As soon as JagNotes booked the investment, the share price began to fall. Much to Valinoti's puzzlement, the stock continued falling, in good times and bad. He was further baffled by the list of large shareholders, required to disclose their holdings each month, which showed no selloffs. And yet by February 2001, the stock was trading at 10 cents. "Everybody I knew was buying, but who the hell was selling?" Valinoti wondered.

He concluded it had to be naked short-sellers. Instead of suing his tormentors, Valinoti decided to call their bluff. In February 2002 he announced a recapitalization plan, reconstituting JagNotes common stock into new Class A and B shares. To receive new issues, shareholders had to hand in their old stock certificates.

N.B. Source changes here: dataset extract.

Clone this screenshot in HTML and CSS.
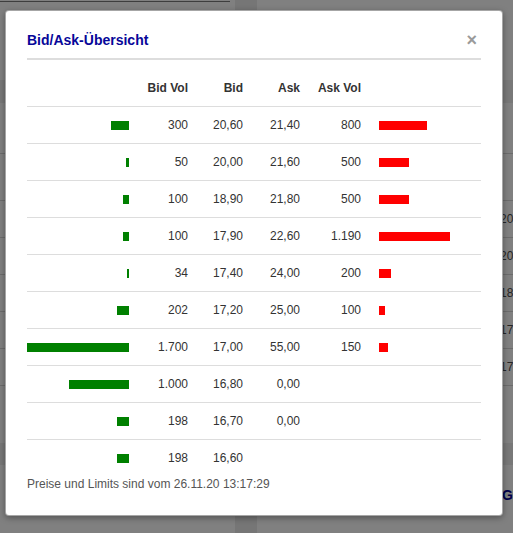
FILE: index.html
```html
<!DOCTYPE html>
<html lang="de">
<head>
<meta charset="utf-8">
<title>Bid/Ask-Übersicht</title>
<link rel="stylesheet" href="styles.css">
</head>
<body>
<div class="page">
  <div class="bg-top">
    <div class="ruler"><span class="tick"></span><span class="tick"></span><span class="tick"></span></div>
  </div>
  <div class="bg-gap1"></div>
  <div class="bg-dark1"></div>
  <div class="bg-gap2"></div>
  <div class="bg-row bg-row-first"></div>
  <div class="bg-row"><span class="bg-cell">20</span></div>
  <div class="bg-row"><span class="bg-cell">20</span></div>
  <div class="bg-row"><span class="bg-cell">18</span></div>
  <div class="bg-row"><span class="bg-cell">17</span></div>
  <div class="bg-row"><span class="bg-cell">17</span></div>
  <div class="bg-row bg-row-tall"></div>
  <div class="bg-dark2"></div>
  <div class="bg-foot"><span class="bg-link">G</span></div>
</div>

<div class="modal">
  <div class="m-head">
    <h4 class="m-title">Bid/Ask-Übersicht</h4>
    <span class="m-close">×</span>
  </div>
  <div class="m-rule"></div>
  <div class="book">
    <div class="b-row b-head">
      <div class="c-bar-l"></div>
      <div class="c-num">Bid Vol</div>
      <div class="c-num">Bid</div>
      <div class="c-num">Ask</div>
      <div class="c-num">Ask Vol</div>
      <div class="c-bar-r"></div>
    </div>
    <div class="b-row">
      <div class="c-bar-l"><span class="bar bar-bid" style="width:18px"></span></div>
      <div class="c-num">300</div><div class="c-num">20,60</div><div class="c-num">21,40</div><div class="c-num">800</div>
      <div class="c-bar-r"><span class="bar bar-ask" style="width:48px"></span></div>
    </div>
    <div class="b-row">
      <div class="c-bar-l"><span class="bar bar-bid" style="width:3px"></span></div>
      <div class="c-num">50</div><div class="c-num">20,00</div><div class="c-num">21,60</div><div class="c-num">500</div>
      <div class="c-bar-r"><span class="bar bar-ask" style="width:30px"></span></div>
    </div>
    <div class="b-row">
      <div class="c-bar-l"><span class="bar bar-bid" style="width:6px"></span></div>
      <div class="c-num">100</div><div class="c-num">18,90</div><div class="c-num">21,80</div><div class="c-num">500</div>
      <div class="c-bar-r"><span class="bar bar-ask" style="width:30px"></span></div>
    </div>
    <div class="b-row">
      <div class="c-bar-l"><span class="bar bar-bid" style="width:6px"></span></div>
      <div class="c-num">100</div><div class="c-num">17,90</div><div class="c-num">22,60</div><div class="c-num">1.190</div>
      <div class="c-bar-r"><span class="bar bar-ask" style="width:71px"></span></div>
    </div>
    <div class="b-row">
      <div class="c-bar-l"><span class="bar bar-bid" style="width:2px"></span></div>
      <div class="c-num">34</div><div class="c-num">17,40</div><div class="c-num">24,00</div><div class="c-num">200</div>
      <div class="c-bar-r"><span class="bar bar-ask" style="width:12px"></span></div>
    </div>
    <div class="b-row">
      <div class="c-bar-l"><span class="bar bar-bid" style="width:12px"></span></div>
      <div class="c-num">202</div><div class="c-num">17,20</div><div class="c-num">25,00</div><div class="c-num">100</div>
      <div class="c-bar-r"><span class="bar bar-ask" style="width:6px"></span></div>
    </div>
    <div class="b-row">
      <div class="c-bar-l"><span class="bar bar-bid" style="width:102px"></span></div>
      <div class="c-num">1.700</div><div class="c-num">17,00</div><div class="c-num">55,00</div><div class="c-num">150</div>
      <div class="c-bar-r"><span class="bar bar-ask" style="width:9px"></span></div>
    </div>
    <div class="b-row">
      <div class="c-bar-l"><span class="bar bar-bid" style="width:60px"></span></div>
      <div class="c-num">1.000</div><div class="c-num">16,80</div><div class="c-num">0,00</div><div class="c-num"></div>
      <div class="c-bar-r"></div>
    </div>
    <div class="b-row">
      <div class="c-bar-l"><span class="bar bar-bid" style="width:12px"></span></div>
      <div class="c-num">198</div><div class="c-num">16,70</div><div class="c-num">0,00</div><div class="c-num"></div>
      <div class="c-bar-r"></div>
    </div>
    <div class="b-row">
      <div class="c-bar-l"><span class="bar bar-bid" style="width:12px"></span></div>
      <div class="c-num">198</div><div class="c-num">16,60</div><div class="c-num"></div><div class="c-num"></div>
      <div class="c-bar-r"></div>
    </div>
  </div>
  <p class="m-foot">Preise und Limits sind vom 26.11.20 13:17:29</p>
</div>
</body>
</html>
```

FILE: styles.css
```css
html, body {
  margin: 0;
  padding: 0;
}
body {
  width: 513px;
  height: 533px;
  overflow: hidden;
  position: relative;
  font-family: "Liberation Sans", Arial, sans-serif;
  background: #808080 linear-gradient(to right, transparent 235px, #767676 235px, #767676 257px, transparent 257px);
}
.page {
  display: flex;
  flex-direction: column;
}
.bg-top {
  height: 10px;
  box-sizing: border-box;
  padding-top: 1px;
}
.ruler {
  width: 213px;
  height: 3px;
  border-top: 1px solid #3e3e3e;
  display: flex;
  padding-left: 17px;
}
.tick {
  width: 1px;
  height: 3px;
  background: #3e3e3e;
  margin-right: 77px;
}
.tick:nth-child(2) { margin-right: 75px; }
.bg-gap1 { height: 70px; }
.bg-dark1 { height: 23px; background: #787878; }
.bg-gap2 { height: 50px; }
.bg-row {
  height: 37px;
  box-sizing: border-box;
  border-top: 1px solid #6c6c6c;
  display: grid;
  grid-template-columns: 500px 1fr;
  align-items: center;
}
.bg-row-first { height: 47px; }
.bg-row-tall { height: 58px; }
.bg-cell {
  grid-column: 2;
  font-size: 12px;
  color: #262626;
  white-space: nowrap;
}
.bg-dark2 { height: 22px; background: #787878; }
.bg-foot {
  height: 60px;
  display: grid;
  grid-template-columns: 502px 1fr;
  align-items: center;
}
.bg-link {
  grid-column: 2;
  font-size: 14px;
  font-weight: bold;
  color: #00004a;
}

.modal {
  position: absolute;
  left: 5px;
  top: 10px;
  width: 498px;
  height: 506px;
  box-sizing: border-box;
  background: #fff;
  border: 1px solid rgba(0, 0, 0, 0.35);
  border-radius: 4px;
  box-shadow: 0 2px 6px rgba(0, 0, 0, 0.35);
  padding: 19px 21px 0;
}
.m-head {
  height: 20px;
  display: flex;
  align-items: center;
  justify-content: space-between;
}
.m-title {
  margin: 0;
  font-size: 14px;
  line-height: 20px;
  font-weight: bold;
  color: #070799;
}
.m-close {
  font-size: 18px;
  line-height: 20px;
  font-weight: bold;
  color: #9a9a9a;
  margin-right: 4px;
}
.m-rule {
  margin-top: 8px;
  height: 2px;
  background: #dddddd;
}
.book {
  margin-top: 10px;
  display: flex;
  flex-direction: column;
}
.b-row {
  display: grid;
  grid-template-columns: 110px 59px 55px 57px 61px 112px;
  height: 37px;
  box-sizing: border-box;
  border-top: 1px solid #dddddd;
  align-items: center;
  font-size: 12px;
  color: #333;
}
.b-head {
  height: 37px;
  border-top: 0;
  border-bottom: 1px solid #dddddd;
  font-weight: bold;
}
.b-head + .b-row {
  height: 36px;
  border-top: 0;
}
.c-num {
  text-align: right;
  padding-right: 8px;
  white-space: nowrap;
}
.c-bar-l {
  display: flex;
  justify-content: flex-end;
  padding-right: 8px;
}
.c-bar-r {
  display: flex;
  justify-content: flex-start;
  padding-left: 10px;
}
.bar {
  display: block;
  height: 9px;
}
.bar-bid { background: #008000; }
.bar-ask { background: #ff0000; }
.m-foot {
  margin: 0;
  font-size: 12px;
  line-height: 16px;
  color: #555;
}
```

The recap took effect Apr. 8. As brokerages began sending in certificates on behalf of their clients, gaps appeared. Citibank's beneficial holder list, for example, accounted for 6,300 shares; one investor claimed he owns 1.2 million shares through his Citibank account.

Brokerages that didn't bother to demand certificates when clients bought JagNotes shares are in a jam. Morgan Stanley has a deficit of 500,000 shares, reports JagNotes. UBS Paine Webber seems to be missing 252,000 shares. Eventually brokers must collect from whoever sold them the phantom shares. Meantime they may have to buy on the open market to cover their clients' positions. That should drive up the shares of JagNotes and generate a windfall for Valinoti, who owns 5 million shares. Recent price: 39 cents.

Expect a fierce fight. O'Quinn has already spent about $3 million on discovery. He'll keep spending because, he says, "This could be bigger than tobacco."